Over time and in varying degrees conservative scholars incorporated the tenets and implications of this new thinking. The very principles that had been rejected became the vehicle by which the Christian faith was investigated and interpreted. In the ensuing process the Christian Faith was eviscerated and left with hardly a skeleton, revealing that presuppositions determine methodology and methodology impacts the consequent results.

Such direct and indirect attacks on the Scriptures were advanced by scholars under the guise of a so-called objectivity, with no deliberate viciousness toward the Scriptures intended, especially by Christian scholars, but simply, as they claimed, it was an attempt to understand the origin of the Scriptures and thus enhance their significance to modern man. But the entire process was and is predicated on a false assumption.

Objectivity in the study of Scripture is an impossibility; each student comes with a view, a worldview, a determined set of presuppositions. And this perspective affects and determines the approach to the Scriptures, as well as the interpretation give to the Scriptures. To think otherwise is to be self-deceived. Objectivity is an elusive ideal.

It should be brought our clearly that in scientific analysis Christ cannot be made the “object” of a neutral interest (G. C. Berkouwer, The Person of Christ, 11).

If objectivity is a figment of human imagination, then what should be the appropriate and self-confessed bias one brings to the study of Scripture? It can be argued that the approach in the study of Scripture should be the approach called for in Scripture—and that approach is faith.

The student does not come with a so-called objectivity seeking to establish something of normative value by using his reason to determine accuracy and therefore value in the Scriptures, but opens Scripture with a bias, a pre-disposition, a belief that accepts the entire content of Scripture as normative.

If one’s view of history is such that one cannot acknowledge divine intervention in history through deed and word, then one is unable to deal adequately and properly with the testimony of Scripture. We are, therefore, led to conclude that the crisis respecting history in the OT and NT theology does not result from the scientific study of the evidences, but stems from the historical-critical method’s own crisis and its inadequacy to deal with the role of transcendence in history due to philosophical premises about the nature of history. If the reality of the Biblical text testifies to a supra-historical dimension which transcends the self-imposed limitations of the historical-critical method, then one must employ a method that can account for this dimension and can probe into all the layers of depth of historical experience and deal adequately and properly with the Scripture’s claim to truth (G Hasel, NT Theology: Basic Issues, 211).

The words of Adolf Schlatter are correct:

The word with which the New Testament confronts us intends to be believed, and so rules out once and for all any sort of neutral treatment. As soon as the historian sets aside or brackets the question of faith, he is making his concern with the New Testament and his presentation of it into a radical and total polemic against it (quote is in G Hasel, NT Theology: Basic Issues, 41-42).

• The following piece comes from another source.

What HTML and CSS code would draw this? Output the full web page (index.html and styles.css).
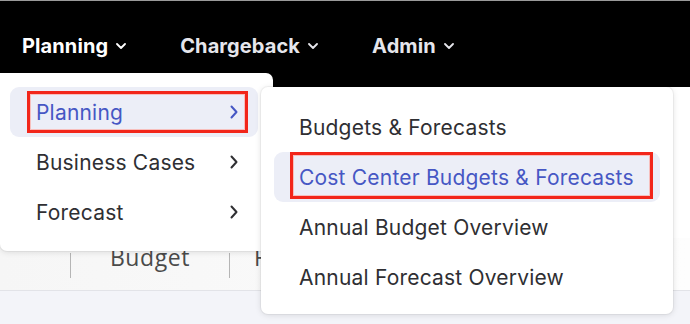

Following is a statement of the perspective that should characterizes the study of the New Testament:

To understand the words and deeds of Christ the individual must be a believer.

To understand the words and deeds of Christ the reader must approach the Text with confidence. Doubt does not open the Scriptures to the reader. The record of the words and deeds of Christ is accurate and literal in the sense that it is true history, the words were spoken and the deeds were performed. This must be accepted.

To understand the New Testament the reader must have enlightenment from the Holy Spirit, who initiates and maintains faith.

To understand Truth one must be embraced by Truth and this is the work of the Spirit.

The New Testament must be read from a Christological and Eschatological perspective.

The New Testament must be interpreted in terms of the Old Testament.